◆ **Written task**
Read the data and repeat all of it exactly.
--- Start of Raw data ---
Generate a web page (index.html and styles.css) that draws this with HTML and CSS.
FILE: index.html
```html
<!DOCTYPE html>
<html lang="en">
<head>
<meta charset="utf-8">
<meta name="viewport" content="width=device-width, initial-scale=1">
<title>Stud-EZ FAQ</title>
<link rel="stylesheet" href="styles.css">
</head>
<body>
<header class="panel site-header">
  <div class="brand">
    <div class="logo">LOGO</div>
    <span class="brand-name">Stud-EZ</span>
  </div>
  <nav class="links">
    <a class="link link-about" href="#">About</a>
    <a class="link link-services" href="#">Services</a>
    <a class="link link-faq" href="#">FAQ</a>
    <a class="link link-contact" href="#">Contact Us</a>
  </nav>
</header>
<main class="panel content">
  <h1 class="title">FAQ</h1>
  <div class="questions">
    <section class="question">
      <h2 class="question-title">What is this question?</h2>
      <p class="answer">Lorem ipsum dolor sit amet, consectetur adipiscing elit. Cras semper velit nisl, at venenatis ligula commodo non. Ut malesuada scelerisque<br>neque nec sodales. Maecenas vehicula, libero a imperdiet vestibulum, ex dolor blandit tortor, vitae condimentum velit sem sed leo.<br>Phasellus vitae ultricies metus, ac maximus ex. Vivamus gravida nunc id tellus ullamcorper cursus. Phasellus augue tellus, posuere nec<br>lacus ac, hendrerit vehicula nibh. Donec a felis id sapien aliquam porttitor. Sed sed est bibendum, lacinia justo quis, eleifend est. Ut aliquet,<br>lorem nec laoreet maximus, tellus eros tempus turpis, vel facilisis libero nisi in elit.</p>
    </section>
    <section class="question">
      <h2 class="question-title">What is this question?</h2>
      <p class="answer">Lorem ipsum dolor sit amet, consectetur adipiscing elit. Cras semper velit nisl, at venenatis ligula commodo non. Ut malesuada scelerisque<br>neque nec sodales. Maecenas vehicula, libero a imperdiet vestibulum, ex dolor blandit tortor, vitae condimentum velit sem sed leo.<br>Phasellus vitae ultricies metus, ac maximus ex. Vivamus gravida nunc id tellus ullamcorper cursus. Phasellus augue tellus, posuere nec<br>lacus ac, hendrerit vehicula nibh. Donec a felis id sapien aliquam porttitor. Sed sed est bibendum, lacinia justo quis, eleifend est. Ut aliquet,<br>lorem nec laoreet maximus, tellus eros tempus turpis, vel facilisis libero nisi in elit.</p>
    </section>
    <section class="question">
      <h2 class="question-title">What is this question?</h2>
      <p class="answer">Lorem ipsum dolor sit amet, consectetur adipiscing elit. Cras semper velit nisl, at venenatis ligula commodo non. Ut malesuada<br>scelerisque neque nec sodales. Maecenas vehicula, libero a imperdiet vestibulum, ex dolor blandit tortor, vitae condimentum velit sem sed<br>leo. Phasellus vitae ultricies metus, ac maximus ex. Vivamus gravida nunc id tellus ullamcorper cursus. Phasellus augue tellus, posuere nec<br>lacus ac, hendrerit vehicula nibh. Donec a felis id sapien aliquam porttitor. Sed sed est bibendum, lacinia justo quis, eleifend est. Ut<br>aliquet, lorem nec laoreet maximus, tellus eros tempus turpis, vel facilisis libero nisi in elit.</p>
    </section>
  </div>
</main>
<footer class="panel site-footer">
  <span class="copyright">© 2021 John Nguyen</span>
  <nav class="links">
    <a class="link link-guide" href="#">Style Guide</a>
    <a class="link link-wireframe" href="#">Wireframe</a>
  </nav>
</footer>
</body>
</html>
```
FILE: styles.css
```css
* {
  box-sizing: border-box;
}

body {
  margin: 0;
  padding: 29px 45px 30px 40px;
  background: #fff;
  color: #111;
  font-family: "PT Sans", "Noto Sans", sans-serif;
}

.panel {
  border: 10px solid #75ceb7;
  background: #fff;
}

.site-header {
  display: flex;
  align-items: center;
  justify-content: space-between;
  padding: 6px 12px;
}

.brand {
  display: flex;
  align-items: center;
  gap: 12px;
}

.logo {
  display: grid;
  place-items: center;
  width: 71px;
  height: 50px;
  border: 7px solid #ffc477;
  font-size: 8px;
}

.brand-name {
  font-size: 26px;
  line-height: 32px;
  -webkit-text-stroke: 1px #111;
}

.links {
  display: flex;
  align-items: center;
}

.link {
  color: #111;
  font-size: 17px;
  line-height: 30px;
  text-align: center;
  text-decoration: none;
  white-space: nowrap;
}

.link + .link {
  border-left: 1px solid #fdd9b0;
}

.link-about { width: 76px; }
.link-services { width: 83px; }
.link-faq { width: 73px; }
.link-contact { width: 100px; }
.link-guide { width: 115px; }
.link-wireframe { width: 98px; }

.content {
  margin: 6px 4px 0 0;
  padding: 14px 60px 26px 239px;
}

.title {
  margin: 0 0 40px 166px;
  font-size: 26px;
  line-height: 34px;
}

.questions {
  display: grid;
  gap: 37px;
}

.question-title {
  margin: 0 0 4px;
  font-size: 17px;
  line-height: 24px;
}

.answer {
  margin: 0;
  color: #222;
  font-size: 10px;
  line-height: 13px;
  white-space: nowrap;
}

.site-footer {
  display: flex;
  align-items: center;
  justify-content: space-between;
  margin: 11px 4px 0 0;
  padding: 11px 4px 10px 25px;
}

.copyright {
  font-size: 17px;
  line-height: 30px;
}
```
--- End of Raw data ---
◆ **Exercise output**
Generate a web page (index.html and styles.css) that draws this with HTML and CSS.
FILE: index.html
```html
<!DOCTYPE html>
<html lang="en">
<head>
<meta charset="utf-8">
<meta name="viewport" content="width=device-width, initial-scale=1">
<title>Stud-EZ FAQ</title>
<link rel="stylesheet" href="styles.css">
</head>
<body>
<header class="panel site-header">
  <div class="brand">
    <div class="logo">LOGO</div>
    <span class="brand-name">Stud-EZ</span>
  </div>
  <nav class="links">
    <a class="link link-about" href="#">About</a>
    <a class="link link-services" href="#">Services</a>
    <a class="link link-faq" href="#">FAQ</a>
    <a class="link link-contact" href="#">Contact Us</a>
  </nav>
</header>
<main class="panel content">
  <h1 class="title">FAQ</h1>
  <div class="questions">
    <section class="question">
      <h2 class="question-title">What is this question?</h2>
      <p class="answer">Lorem ipsum dolor sit amet, consectetur adipiscing elit. Cras semper velit nisl, at venenatis ligula commodo non. Ut malesuada scelerisque<br>neque nec sodales. Maecenas vehicula, libero a imperdiet vestibulum, ex dolor blandit tortor, vitae condimentum velit sem sed leo.<br>Phasellus vitae ultricies metus, ac maximus ex. Vivamus gravida nunc id tellus ullamcorper cursus. Phasellus augue tellus, posuere nec<br>lacus ac, hendrerit vehicula nibh. Donec a felis id sapien aliquam porttitor. Sed sed est bibendum, lacinia justo quis, eleifend est. Ut aliquet,<br>lorem nec laoreet maximus, tellus eros tempus turpis, vel facilisis libero nisi in elit.</p>
    </section>
    <section class="question">
      <h2 class="question-title">What is this question?</h2>
      <p class="answer">Lorem ipsum dolor sit amet, consectetur adipiscing elit. Cras semper velit nisl, at venenatis ligula commodo non. Ut malesuada scelerisque<br>neque nec sodales. Maecenas vehicula, libero a imperdiet vestibulum, ex dolor blandit tortor, vitae condimentum velit sem sed leo.<br>Phasellus vitae ultricies metus, ac maximus ex. Vivamus gravida nunc id tellus ullamcorper cursus. Phasellus augue tellus, posuere nec<br>lacus ac, hendrerit vehicula nibh. Donec a felis id sapien aliquam porttitor. Sed sed est bibendum, lacinia justo quis, eleifend est. Ut aliquet,<br>lorem nec laoreet maximus, tellus eros tempus turpis, vel facilisis libero nisi in elit.</p>
    </section>
    <section class="question">
      <h2 class="question-title">What is this question?</h2>
      <p class="answer">Lorem ipsum dolor sit amet, consectetur adipiscing elit. Cras semper velit nisl, at venenatis ligula commodo non. Ut malesuada<br>scelerisque neque nec sodales. Maecenas vehicula, libero a imperdiet vestibulum, ex dolor blandit tortor, vitae condimentum velit sem sed<br>leo. Phasellus vitae ultricies metus, ac maximus ex. Vivamus gravida nunc id tellus ullamcorper cursus. Phasellus augue tellus, posuere nec<br>lacus ac, hendrerit vehicula nibh. Donec a felis id sapien aliquam porttitor. Sed sed est bibendum, lacinia justo quis, eleifend est. Ut<br>aliquet, lorem nec laoreet maximus, tellus eros tempus turpis, vel facilisis libero nisi in elit.</p>
    </section>
  </div>
</main>
<footer class="panel site-footer">
  <span class="copyright">© 2021 John Nguyen</span>
  <nav class="links">
    <a class="link link-guide" href="#">Style Guide</a>
    <a class="link link-wireframe" href="#">Wireframe</a>
  </nav>
</footer>
</body>
</html>
```
FILE: styles.css
```css
* {
  box-sizing: border-box;
}

body {
  margin: 0;
  padding: 29px 45px 30px 40px;
  background: #fff;
  color: #111;
  font-family: "PT Sans", "Noto Sans", sans-serif;
}

.panel {
  border: 10px solid #75ceb7;
  background: #fff;
}

.site-header {
  display: flex;
  align-items: center;
  justify-content: space-between;
  padding: 6px 12px;
}

.brand {
  display: flex;
  align-items: center;
  gap: 12px;
}

.logo {
  display: grid;
  place-items: center;
  width: 71px;
  height: 50px;
  border: 7px solid #ffc477;
  font-size: 8px;
}

.brand-name {
  font-size: 26px;
  line-height: 32px;
  -webkit-text-stroke: 1px #111;
}

.links {
  display: flex;
  align-items: center;
}

.link {
  color: #111;
  font-size: 17px;
  line-height: 30px;
  text-align: center;
  text-decoration: none;
  white-space: nowrap;
}

.link + .link {
  border-left: 1px solid #fdd9b0;
}

.link-about { width: 76px; }
.link-services { width: 83px; }
.link-faq { width: 73px; }
.link-contact { width: 100px; }
.link-guide { width: 115px; }
.link-wireframe { width: 98px; }

.content {
  margin: 6px 4px 0 0;
  padding: 14px 60px 26px 239px;
}

.title {
  margin: 0 0 40px 166px;
  font-size: 26px;
  line-height: 34px;
}

.questions {
  display: grid;
  gap: 37px;
}

.question-title {
  margin: 0 0 4px;
  font-size: 17px;
  line-height: 24px;
}

.answer {
  margin: 0;
  color: #222;
  font-size: 10px;
  line-height: 13px;
  white-space: nowrap;
}

.site-footer {
  display: flex;
  align-items: center;
  justify-content: space-between;
  margin: 11px 4px 0 0;
  padding: 11px 4px 10px 25px;
}

.copyright {
  font-size: 17px;
  line-height: 30px;
}
```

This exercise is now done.